La defenestración de ministros, que se enteraban del cese por el «B. O. del E.» o por una simple carta entregada por un motorista, fue práctica constante en los dilatados años de la era franquista. Surgió así una tradición autoritaria, que se ha encontrado como herencia el sucesor del dictador, a quien nadie quiso o pudo formar en unos principios constitucionales que a estas horas todavía no existen.

Y en ello radica la segunda explicación de la tramitación de la reciente crisis. Sin unas Cortes representativas, con un Consejo del Reino enemigo de toda apertura y con un Consejo Nacional del Movimiento afanado encarnizadamente en defender sus privilegiadas posiciones, ¿qué camino le quedaba al Jefe del Estado para sustituir a un jefe de Gobierno que se empeñaba en aferrarse a un puesto del que le había deshauciado la casi totalidad de la opinión pública? Un régimen que maniata al Jefe del Estado con ligaduras nacidas de una desconfianza congénita, y le despoja además de esa facultad arbitral que constituye una de las más poderosas justificaciones de todo soberano, necesariamente ha de empujar al Rey por el camino de las actuaciones personales y colocarle, por lo tanto, en situaciones comprometidas.

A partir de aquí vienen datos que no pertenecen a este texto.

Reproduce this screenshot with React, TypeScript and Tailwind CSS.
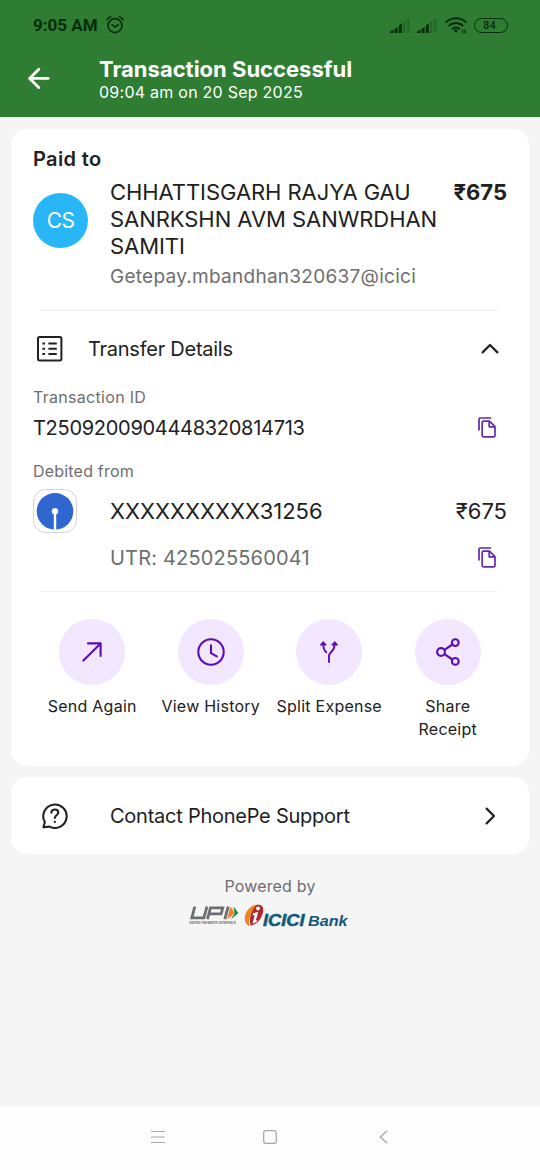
import React from 'react';
import { clsx } from 'clsx';

interface IconProps {
  className?: string;
}

const AlarmIcon: React.FC<IconProps> = ({ className }) => (
  <svg width="20" height="20" viewBox="0 0 20 20" fill="none" stroke="currentColor" strokeWidth="1.6" strokeLinecap="round" strokeLinejoin="round" className={className}>
    <circle cx="10" cy="10.6" r="7" />
    <path d="M7.2 9.8 10 12l3.4-2.4M2 4.6c.9-1.4 2-2.3 3.6-2.8M18 4.6c-.9-1.4-2-2.3-3.6-2.8" />
  </svg>
);

const SignalIcon: React.FC<IconProps> = ({ className }) => (
  <svg width="20" height="15" viewBox="0 0 20 15" fill="currentColor" className={className}>
    <path d="M0 15v-1.2L3.6 11.6V15zM4.6 15v-4.2l3-1.6V15zM8.8 15V7.4l3-1.8V15z" />
    <path d="M13.1 15V4.2l2.2-1.4V15zM17.2 15V1.2l2-1.2v15z" opacity="0.28" />
  </svg>
);

const WifiIcon: React.FC<IconProps> = ({ className }) => (
  <svg width="22" height="18" viewBox="0 0 22 18" fill="none" stroke="currentColor" strokeWidth="2" className={className}>
    <path d="M.7 6.6C6.6.8 15.4.8 21.3 6.6M3.9 10C8 6 14 6 18.1 10M7 13.2c2.3-2.2 5.7-2.2 8 0" />
    <circle cx="10.8" cy="14.8" r="1.7" fill="currentColor" stroke="none" />
    <path d="M17.6 13.2v4M20 13.2v4" strokeWidth="1.1" />
  </svg>
);

const BackArrow: React.FC = () => (
  <svg width="22" height="22" viewBox="0 0 22 22" fill="none" stroke="currentColor" strokeWidth="2.8" strokeLinecap="round" strokeLinejoin="round">
    <path d="M20.2 11.4H1.8M10.8 2.2 1.6 11.4l9.2 9.2" />
  </svg>
);

const DetailsIcon: React.FC = () => (
  <svg width="26" height="26" viewBox="0 0 26 26" fill="none" stroke="currentColor" strokeWidth="2">
    <rect x="1" y="1" width="23.4" height="23.4" rx="1.6" />
    <path d="M5.4 7.6H8M5.4 12.8H8M5.4 18H8M11.4 7.6h8.4M11.4 12.8h8.4M11.4 18h8.4" />
  </svg>
);

const CopyIcon: React.FC = () => (
  <svg width="18" height="21" viewBox="0 0 18 21" fill="none" stroke="currentColor" strokeWidth="1.7" strokeLinejoin="round">
    <path d="M13.2 1h-11C1.500 1 1 1.500 1 2.200v11.200" />
    <path d="M5.400 4.200h6l5.600 5.500v8.900c0 .7-.5 1.200-1.200 1.200H5.400c-.7 0-1.200-.5-1.200-1.200V5.400c0-.7.5-1.200 1.200-1.200Z" />
    <path d="M11.200 4.400v5.400H17" />
  </svg>
);

const SendIcon: React.FC = () => (
  <svg width="20" height="20" viewBox="0 0 20 20" fill="none" stroke="currentColor" strokeWidth="2.1" strokeLinecap="round" strokeLinejoin="round">
    <path d="M1.400 18.600 18.600 1.400M6 1.400h12.600V14" />
  </svg>
);

const HistoryIcon: React.FC = () => (
  <svg width="28" height="28" viewBox="0 0 28 28" fill="none" stroke="currentColor" strokeWidth="2.1" strokeLinecap="round" strokeLinejoin="round">
    <circle cx="14" cy="14" r="12.7" />
    <path d="M14 7.400v7.800l5.800 3.200" />
  </svg>
);

const SplitIcon: React.FC = () => (
  <svg width="20" height="22" viewBox="0 0 20 22" fill="none" stroke="currentColor" strokeWidth="1.9" strokeLinecap="round" strokeLinejoin="round">
    <path d="M10 21v-6c0-4.500 5.600-3.800 5.600-11.800M4.300 3.200c0 4.600 1 6.400 3 8" />
    <path d="m4.300 1 2.700 3H1.600zM15.700 1l2.700 3H13z" fill="currentColor" strokeWidth="1.2" />
  </svg>
);

const ShareIcon: React.FC = () => (
  <svg width="24" height="28" viewBox="0 0 24 28" fill="none" stroke="currentColor" strokeWidth="2.1">
    <circle cx="5" cy="14" r="3.9" />
    <circle cx="19.3" cy="4.6" r="3.4" />
    <circle cx="19.3" cy="23.4" r="3.4" />
    <path d="M8.400 11.800 16.400 6.500M8.400 16.200l8 5.300" />
  </svg>
);

const SupportIcon: React.FC = () => (
  <svg width="26" height="26" viewBox="0 0 26 26" fill="none" stroke="currentColor" strokeWidth="2.1" strokeLinecap="round" strokeLinejoin="round">
    <path d="M1.400 24.200 2.800 19A11.700 11.700 0 1 1 7.600 23.600c-2.200.2-4.200.4-6.200.6Z" />
    <path d="M9.300 9.600C9.600 7.500 11 6.500 12.800 6.500c2 0 3.500 1.200 3.500 3 0 2.700-3.500 2.900-3.500 5.500" />
    <circle cx="12.8" cy="18.9" r="0.7" fill="currentColor" strokeWidth="1" />
  </svg>
);

const BankLogo: React.FC = () => (
  <svg width="44" height="44" viewBox="0 0 44 44">
    <rect x="0.5" y="0.5" width="43" height="43" rx="12" fill="#fff" stroke="#d4d4d8" />
    <circle cx="22" cy="22.3" r="18.3" fill="#2f66d0" />
    <circle cx="22" cy="22.3" r="3.2" fill="#fff" />
    <path d="M22 22v19" stroke="#fff" strokeWidth="2.4" />
  </svg>
);

const UpiLogo: React.FC = () => (
  <svg className="overflow-visible" width="50" height="24" viewBox="0 0 50 24">
    <g fill="none" stroke="#6d6e71" strokeWidth="2.8">
      <path d="M5.800 2.600 2.800 13.800h12L18 2.600" />
      <path d="M18.400 15.200 21.500 3.900h12.300l-1.700 5.900H20.600" />
      <path d="M39.200 2.600 35.800 15.200" />
    </g>
    <path d="M41.400 2.600 45.600 8.900 38.200 15.400z" fill="#f47b20" />
    <path d="M44.400 2.600 49.400 8.900 41.800 15.400 45.600 8.900z" fill="#1c8a44" />
    <text x="0" y="19.600" fontSize="3.8" fontWeight="700" fontFamily="Liberation Sans, sans-serif" fill="#6d6e71" textLength="47" lengthAdjust="spacingAndGlyphs">
      UNIFIED PAYMENTS INTERFACE
    </text>
  </svg>
);

const IciciLogo: React.FC = () => (
  <svg className="overflow-visible" width="105" height="28" viewBox="0 0 105 28">
    <path d="M13.500.8C7 .4.800 7.500.800 14.400c0 4 2 7 5.200 7.600-1-2.500-1.200-5-.4-8C6.900 9 9.600 4 13.500.8Z" fill="#f58220" />
    <path d="M13 .8c5.400-.8 7.200 3.200 5.800 8.400C17.200 15.400 12 20.800 6.800 21.800 4.600 16 6.800 6 13 .8Z" fill="#ae282e" />
    <circle cx="14" cy="4.500" r="1.9" fill="#fff" />
    <path d="M9 9.300l5.200-1.200-2.400 8.500 1.600-.4-.4 1.500-4.500 2 2.200-8.600-2 .4z" fill="#fff" />
    <g fill="#12597a" fontWeight="700" fontStyle="italic" fontFamily="Liberation Sans, sans-serif">
      <text x="19" y="21.500" fontSize="16" stroke="#12597a" strokeWidth="0.5" textLength="41.5" lengthAdjust="spacingAndGlyphs">ICICI</text>
      <text x="64" y="21.500" fontSize="15.5" textLength="39.5" lengthAdjust="spacingAndGlyphs">Bank</text>
    </g>
  </svg>
);

const ACTIONS = [
  { label: 'Send Again', icon: <SendIcon /> },
  { label: 'View History', icon: <HistoryIcon /> },
  { label: 'Split Expense', icon: <SplitIcon /> },
  { label: 'Share Receipt', icon: <ShareIcon />, wrap: true },
];

const StatusBar: React.FC = () => (
  <div className="flex h-[50px] items-center justify-between pl-[33px] pr-8 font-['Roboto',sans-serif] text-[#062d09]">
    <div className="flex items-center">
      <span className="text-[17px] font-bold leading-5">9:05 AM</span>
      <AlarmIcon className="ml-[7px]" />
    </div>
    <div className="flex items-center">
      <SignalIcon />
      <SignalIcon className="ml-[7px]" />
      <WifiIcon className="ml-[8px]" />
      <span className="ml-[7px] flex h-[15px] w-[34px] items-center justify-center rounded-full border-[1.5px] border-current pr-[3px] text-[11px] font-medium leading-none tracking-[0.3px]">
        84
      </span>
    </div>
  </div>
);

const Header: React.FC = () => (
  <header className="h-[117px] bg-[#2e7d32]">
    <StatusBar />
    <div className="flex pl-7 text-white">
      <button className="mt-[17px] h-[22px] w-[22px]" aria-label="Back">
        <BackArrow />
      </button>
      <div className="ml-[49px] pt-[6px]">
        <h1 className="text-[22px] font-bold leading-[26px]">Transaction Successful</h1>
        <p className="text-[16px] leading-5 tracking-[0.25px]">09:04 am on 20 Sep 2025</p>
      </div>
    </div>
  </header>
);

const Payee: React.FC = () => (
  <section className="pt-4">
    <h2 className="text-[20px] font-semibold leading-7 tracking-[0.35px]">Paid to</h2>
    <div className="mt-[6px] flex">
      <div className="mt-[14px] flex h-[55px] w-[55px] shrink-0 items-center justify-center rounded-full bg-[#29b6f6] text-[21px] tracking-[-0.6px] text-white">
        CS
      </div>
      <div className="ml-[22px] w-[340px]">
        <p className="text-[22px] leading-[27px] tracking-[-0.06px]">CHHATTISGARH RAJYA GAU SANRKSHN AVM SANWRDHAN SAMITI</p>
        <p className="mt-[3px] text-[19px] leading-7 tracking-[0.27px] text-[#6e6e6e]">Getepay.mbandhan320637@icici</p>
      </div>
      <span className="ml-auto text-[22px] font-bold leading-[27px]">₹675</span>
    </div>
  </section>
);

const TransferDetails: React.FC = () => (
  <section className="pt-[18px]">
    <div className="flex h-10 items-center pl-1 pr-2">
      <DetailsIcon />
      <h3 className="ml-[25px] text-[20px] leading-7 tracking-[-0.25px]">Transfer Details</h3>
      <svg className="mb-[2px] ml-auto" width="18" height="11" viewBox="0 0 18 11" fill="none" stroke="currentColor" strokeWidth="2.2" strokeLinecap="round" strokeLinejoin="round">
        <path d="M1.600 9.400 9 2l7.400 7.400" />
      </svg>
    </div>

    <p className="mt-[16px] text-[16px] leading-6 tracking-[0.3px] text-[#6e6e6e]">Transaction ID</p>
    <div className="mt-1 flex h-7 items-center justify-between pr-[11px] text-[20px] tracking-[-0.29px]">
      <span className="pt-px">T2509200904448320814713</span>
      <button className="text-[#6229a8]" aria-label="Copy transaction ID">
        <CopyIcon />
      </button>
    </div>

    <p className="mt-[18px] text-[16px] leading-6 tracking-[0.2px] text-[#6e6e6e]">Debited from</p>
    <div className="mt-[6px] flex h-[44px] items-center text-[22px]">
      <BankLogo />
      <span className="ml-[33px]">XXXXXXXXXX31256</span>
      <span className="ml-auto">₹675</span>
    </div>
    <div className="mt-[10px] flex h-7 items-center justify-between pl-[77px] pr-[11px] text-[20px] tracking-[0.18px]">
      <span className="pt-px text-[#6e6e6e]">UTR: 425025560041</span>
      <button className="text-[#6229a8]" aria-label="Copy UTR">
        <CopyIcon />
      </button>
    </div>
  </section>
);

const Divider: React.FC<IconProps> = ({ className }) => <hr className={clsx('ml-[7px] mr-[9px]', className)} />;

const App: React.FC = () => (
  <div className="flex h-[1170px] w-[540px] flex-col overflow-hidden bg-[#f5f5f5] font-['Inter',sans-serif] text-[#212121]">
    <Header />

    <main className="flex-1 px-[11px] pt-3">
      <div className="h-[637px] rounded-[16px] bg-white px-[22px]">
        <Payee />
        <Divider className="mt-[19px] border-[#ebebeb]" />
        <TransferDetails />
        <Divider className="mt-[20px] border-[#f2f2f2]" />
        <div className="mt-[27px] grid grid-cols-4">
          {ACTIONS.map((action) => (
            <button key={action.label} className="flex flex-col items-center">
              <span className="flex h-[66px] w-[66px] items-center justify-center rounded-full bg-[#f2e7fe] text-[#5b0eb4]">
                {action.icon}
              </span>
              <span className={clsx('mt-[10px] text-[16px] leading-[23px] tracking-[0.24px]', action.wrap && 'w-20')}>{action.label}</span>
            </button>
          ))}
        </div>
      </div>

      <button className="mt-[11px] flex h-[77px] w-full items-center rounded-[16px] bg-white pl-[31px] pr-[33px]">
        <SupportIcon />
        <span className="ml-[42px] text-[20px] tracking-[-0.25px]">Contact PhonePe Support</span>
        <svg className="ml-auto" width="11" height="18" viewBox="0 0 11 18" fill="none" stroke="currentColor" strokeWidth="2.2" strokeLinecap="round" strokeLinejoin="round">
          <path d="M1.600 1.600 9 9l-7.400 7.400" />
        </svg>
      </button>

      <div className="mt-5 flex flex-col items-center">
        <p className="text-[16px] leading-6 tracking-[0.18px] text-[#6e6e6e]">Powered by</p>
        <div className="mr-[2px] mt-[6px] flex items-start gap-[5px]">
          <UpiLogo />
          <IciciLogo />
        </div>
      </div>
    </main>

    <nav className="flex h-16 items-center justify-between bg-[#fdfdfd] pb-0.5 pl-[151px] pr-[152px] text-[#a9a9a9]">
      <svg width="14" height="14" viewBox="0 0 14 14" stroke="currentColor" strokeWidth="1.2">
        <path d="M0 1.500h14M0 7h14M0 12.500h14" />
      </svg>
      <svg className="mr-[5px]" width="14" height="14" viewBox="0 0 14 14" fill="none" stroke="currentColor" strokeWidth="1.3">
        <rect x="0.7" y="0.7" width="12.6" height="12.6" rx="2.4" />
      </svg>
      <svg width="9" height="14" viewBox="0 0 9 14" fill="none" stroke="currentColor" strokeWidth="1.4">
        <path d="M8 .8 1.400 7 8 13.200" />
      </svg>
    </nav>
  </div>
);

export default App;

Esto es muy grave y, a mi juicio, no debiera convertirse en sistema. Franco pudo actuar como actuó, en relación con sus colaboradores, porque había mandado unas tropas victoriosas en una guerra civil, porqué el choque armado había dejado al pueblo traumatizado, incapaz de reaccionar, y porque una propaganda aduladora, de proporciones jamás conocidas en nuestra historia, había llegado a convertir al autócrata en un verdadero mito.

Ninguna de estas circunstancias concurren en el momento actual. No se dan ni en la Jefatura del Estado ni en la sociedad española, que ha comenzado ya a vivir la democracia antes de haber sido reconocida legalmente.

Las contadas monarquías que subsisten en el mundo se reparten en dos grandes grupos: el de las monarquías del occidente europeo, democráticas y constitucionales, y el de las monarquías islámicas absolutas. La Monarquía española no puede alinearse más que en el primero de los grupos, por convencimiento propio, que estoy seguro de que existe en el titular de la Corona, y por exigencia también de la sociedad española, que admitiría con dificultad una autocracia de tipo oriental.

Para ello es preciso que, cuanto antes y por la vía democrática de una asamblea constituyente, se dote al país de mecanismos institucionales que no sólo hagan innecesarias, sino que radicalmente impidan, esas actuaciones personales del Jefe del Estado que ponen en gravísimo riesgo su prestigio.